Locate the word "index" in the data below, then copy every line that holds it.

** Begin **

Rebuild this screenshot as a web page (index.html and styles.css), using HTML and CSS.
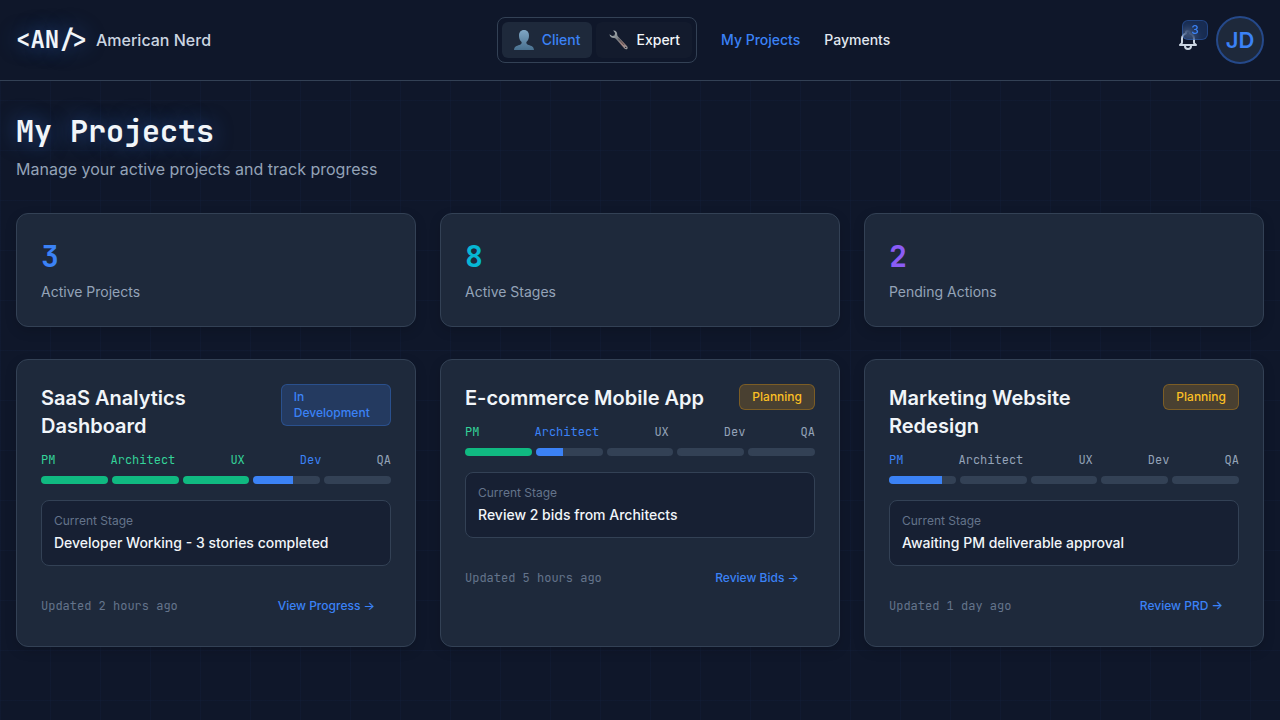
FILE: index.html
```html
<!DOCTYPE html>
<html lang="en">
<head>
<meta charset="utf-8">
<meta name="viewport" content="width=device-width, initial-scale=1">
<title>My Projects - American Nerd</title>
<link rel="stylesheet" href="styles.css">
</head>
<body>
<header class="topbar">
  <a class="brand" href="#"><span class="brand-mark">&lt;AN/&gt;</span><span class="brand-name">American Nerd</span></a>
  <div class="center">
    <div class="switch">
      <button class="role role-active" type="button">
        <svg class="role-icon" viewBox="0 0 20 20" aria-hidden="true">
          <defs><linearGradient id="bust" x1="0" y1="0" x2="0" y2="1"><stop offset="0" stop-color="#7fa6c4"/><stop offset="1" stop-color="#48708f"/></linearGradient></defs>
          <path fill="url(#bust)" d="M10 0C6.700 0 5 2.300 5 5.700c0 2.500.8 4.800 2.600 6.300.3 1.500-.4 2.300-2.200 2.900C2.500 15.800.4 16.300 0 20h20c-.4-3.700-2.500-4.200-5.400-5.100-1.800-.6-2.500-1.400-2.200-2.900C14.200 10.500 15 8.200 15 5.700 15 2.300 13.300 0 10 0z"/>
        </svg>Client</button>
      <button class="role" type="button">
        <svg class="role-icon" viewBox="0 0 20 20" aria-hidden="true">
          <defs><linearGradient id="steel" x1="0" y1="0" x2="1" y2="1"><stop offset="0" stop-color="#b3bdc0"/><stop offset=".5" stop-color="#777b80"/><stop offset=".7" stop-color="#a0807c"/><stop offset="1" stop-color="#9a9da0"/></linearGradient></defs>
          <path fill="url(#steel)" d="M5.200.6C7.800.4 9.400 2.200 9.200 4.600c0 .8.2 1.300.8 1.900l8.900 9.600c.9 1 1 2.100.3 2.800-.7.7-1.900.6-2.800-.3L8 8.900c-.6-.6-1.200-.8-2-.8-2.400.1-4.300-1.500-4.500-3.900l2.600 1.900 2.400-.7.6-2.300z"/>
          <path d="M10.200 8.500l6.200 6.700" stroke="#3c3336" stroke-width=".8"/>
          <circle cx="17.700" cy="17.400" r=".7" fill="#1d2230"/>
        </svg>Expert</button>
    </div>
    <nav class="links"><a class="link link-active" href="#">My Projects</a><a class="link" href="#">Payments</a></nav>
  </div>
  <div class="account">
    <button class="bell" type="button" aria-label="Notifications">
      <svg class="bell-icon" viewBox="0 0 24 24" fill="none" stroke="currentColor" stroke-width="2" stroke-linecap="round" stroke-linejoin="round" aria-hidden="true"><path d="M15 17h5l-1.405-1.405A2.032 2.032 0 0118 14.158V11a6.002 6.002 0 00-4-5.659V5a2 2 0 10-4 0v.341C7.670 6.165 6 8.388 6 11v3.159c0 .538-.214 1.055-.595 1.436L4 17h5m6 0v1a3 3 0 11-6 0v-1m6 0H9"/></svg>
      <span class="count">3</span>
    </button>
    <button class="avatar" type="button">JD</button>
  </div>
</header>

<main class="page">
  <div class="heading">
    <h1 class="title">My Projects</h1>
    <p class="subtitle">Manage your active projects and track progress</p>
  </div>

  <section class="grid">
    <div class="card"><div class="stat blue">3</div><div class="stat-label">Active Projects</div></div>
    <div class="card"><div class="stat cyan">8</div><div class="stat-label">Active Stages</div></div>
    <div class="card"><div class="stat purple">2</div><div class="stat-label">Pending Actions</div></div>
  </section>

  <section class="grid">
    <article class="card">
      <div class="card-head"><h2 class="card-title">SaaS Analytics Dashboard</h2><span class="badge badge-dev">In Development</span></div>
      <div class="steps"><span class="done">PM</span><span class="done">Architect</span><span class="done">UX</span><span class="blue">Dev</span><span>QA</span></div>
      <div class="bars">
        <div class="bar"><div class="fill fill-done" style="width:100%"></div></div>
        <div class="bar"><div class="fill fill-done" style="width:100%"></div></div>
        <div class="bar"><div class="fill fill-done" style="width:100%"></div></div>
        <div class="bar"><div class="fill" style="width:60%"></div></div>
        <div class="bar"></div>
      </div>
      <div class="stage"><div class="stage-label">Current Stage</div><div class="stage-text">Developer Working - 3 stories completed</div></div>
      <div class="card-foot"><span class="updated">Updated 2 hours ago</span><button class="action" type="button">View Progress →</button></div>
    </article>
    <article class="card">
      <div class="card-head"><h2 class="card-title">E-commerce Mobile App</h2><span class="badge badge-plan">Planning</span></div>
      <div class="steps"><span class="done">PM</span><span class="blue">Architect</span><span>UX</span><span>Dev</span><span>QA</span></div>
      <div class="bars">
        <div class="bar"><div class="fill fill-done" style="width:100%"></div></div>
        <div class="bar"><div class="fill" style="width:40%"></div></div>
        <div class="bar"></div>
        <div class="bar"></div>
        <div class="bar"></div>
      </div>
      <div class="stage"><div class="stage-label">Current Stage</div><div class="stage-text">Review 2 bids from Architects</div></div>
      <div class="card-foot"><span class="updated">Updated 5 hours ago</span><button class="action" type="button">Review Bids →</button></div>
    </article>
    <article class="card">
      <div class="card-head"><h2 class="card-title">Marketing Website Redesign</h2><span class="badge badge-plan">Planning</span></div>
      <div class="steps"><span class="blue">PM</span><span>Architect</span><span>UX</span><span>Dev</span><span>QA</span></div>
      <div class="bars">
        <div class="bar"><div class="fill" style="width:80%"></div></div>
        <div class="bar"></div>
        <div class="bar"></div>
        <div class="bar"></div>
        <div class="bar"></div>
      </div>
      <div class="stage"><div class="stage-label">Current Stage</div><div class="stage-text">Awaiting PM deliverable approval</div></div>
      <div class="card-foot"><span class="updated">Updated 1 day ago</span><button class="action" type="button">Review PRD →</button></div>
    </article>
  </section>
</main>
</body>
</html>
```
FILE: styles.css
```css
*, *::before, *::after { box-sizing: border-box; }
body {
  margin: 0;
  min-height: 100vh;
  color: #f1f5f9;
  font: 16px/24px Inter, sans-serif;
  background-color: #0f172a;
  background-image:
    linear-gradient(rgba(59, 130, 246, 0.03) 1px, transparent 1px),
    linear-gradient(90deg, rgba(59, 130, 246, 0.03) 1px, transparent 1px);
  background-size: 50px 50px;
}
h1, h2, p { margin: 0; }
a { color: inherit; text-decoration: none; }
button { margin: 0; padding: 0; border: 0; background: none; color: inherit; font: inherit; cursor: pointer; }

.topbar {
  display: flex;
  align-items: center;
  justify-content: space-between;
  padding: 16px;
  background: #0f172a;
  border-bottom: 1px solid #334155;
}
.brand { display: flex; align-items: center; gap: 8px; }
.brand-mark, .title, .stat, .steps, .updated { font-family: "JetBrains Mono", "DejaVu Sans Mono", monospace; }
.brand-mark { font-size: 24px; line-height: 32px; font-weight: 700; text-shadow: 0 0 20px rgba(59, 130, 246, 0.5); }
.brand-name { color: #cbd5e1; font-weight: 500; }
.center { display: flex; align-items: center; gap: 24px; font-size: 14px; line-height: 20px; font-weight: 500; }
.switch { display: flex; gap: 4px; padding: 4px; border: 1px solid #334155; border-radius: 8px; }
.role { display: flex; align-items: center; gap: 8px; padding: 8px 12px; border-radius: 6px; background: #131b2d; }
.role-active { background: #1e293b; color: #3b82f6; }
.role-icon { width: 20px; height: 20px; }
.links { display: flex; gap: 24px; }
.link { color: #e2e8f0; }
.link-active, .blue { color: #3b82f6; }
.account { display: flex; align-items: center; gap: 16px; }
.bell { position: relative; display: flex; color: #cbd5e1; }
.bell-icon { width: 24px; height: 24px; }
.count {
  position: absolute;
  top: -8px;
  right: -8px;
  width: 26px;
  padding: 1px 0;
  border: 1px solid rgba(59, 130, 246, 0.3);
  border-radius: 6px;
  background: rgba(59, 130, 246, 0.2);
  backdrop-filter: blur(4px);
  color: #3b82f6;
  font-size: 12px;
  line-height: 16px;
  font-weight: 500;
  text-align: center;
}
.avatar {
  width: 48px;
  height: 48px;
  border: 2px solid #25498a;
  border-radius: 50%;
  background: #1e293b;
  color: #3b82f6;
  font-size: 22px;
  line-height: 28px;
  font-weight: 600;
}

.page { display: flex; flex-direction: column; gap: 32px; padding: 32px 16px; }
.heading { display: flex; flex-direction: column; gap: 8px; }
.title { font-size: 30px; line-height: 36px; font-weight: 700; text-shadow: 0 0 20px rgba(59, 130, 246, 0.5); }
.subtitle { color: #94a3b8; }
.grid { display: grid; grid-template-columns: repeat(3, minmax(0, 1fr)); gap: 24px; }
.card {
  padding: 24px;
  border: 1px solid #334155;
  border-radius: 12px;
  background: #1e293b;
  box-shadow: 0 4px 12px rgba(0, 0, 0, 0.15);
}
.stat { font-size: 30px; line-height: 36px; font-weight: 700; }
.cyan { color: #06b6d4; }
.purple { color: #8b5cf6; }
.stat-label { margin-top: 8px; color: #94a3b8; font-size: 14px; line-height: 20px; }

.card-head { display: flex; align-items: flex-start; justify-content: space-between; }
.card-title { font-size: 20px; line-height: 28px; font-weight: 600; }
.badge { padding: 4px 12px; border: 1px solid; border-radius: 6px; font-size: 12px; line-height: 16px; font-weight: 500; }
.badge-dev { color: #3b82f6; background: rgba(59, 130, 246, 0.2); border-color: rgba(59, 130, 246, 0.3); }
.badge-plan { color: #fbbf24; background: rgba(245, 158, 11, 0.2); border-color: rgba(245, 158, 11, 0.3); }
.steps { display: flex; justify-content: space-between; margin-top: 12px; color: #94a3b8; font-size: 12px; line-height: 16px; }
.steps .done { color: #34d399; }
.bars { display: flex; gap: 4px; margin-top: 8px; }
.bar { flex: 1; height: 8px; overflow: hidden; border-radius: 4px; background: #334155; }
.fill { height: 100%; background: #3b82f6; }
.fill-done { background: #10b981; }
.stage { margin-top: 16px; padding: 12px; border: 1px solid #334155; border-radius: 8px; background: #172033; }
.stage-label { margin-bottom: 4px; color: #64748b; font-size: 12px; line-height: 16px; }
.stage-text { font-size: 14px; line-height: 20px; font-weight: 500; }
.card-foot { display: flex; align-items: center; justify-content: space-between; margin-top: 24px; font-size: 12px; line-height: 16px; }
.updated { color: #64748b; }
.action { padding: 8px 16px; color: #3b82f6; font-weight: 500; }
```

** End **

-- Output below --
Rebuild this screenshot as a web page (index.html and styles.css), using HTML and CSS.
FILE: index.html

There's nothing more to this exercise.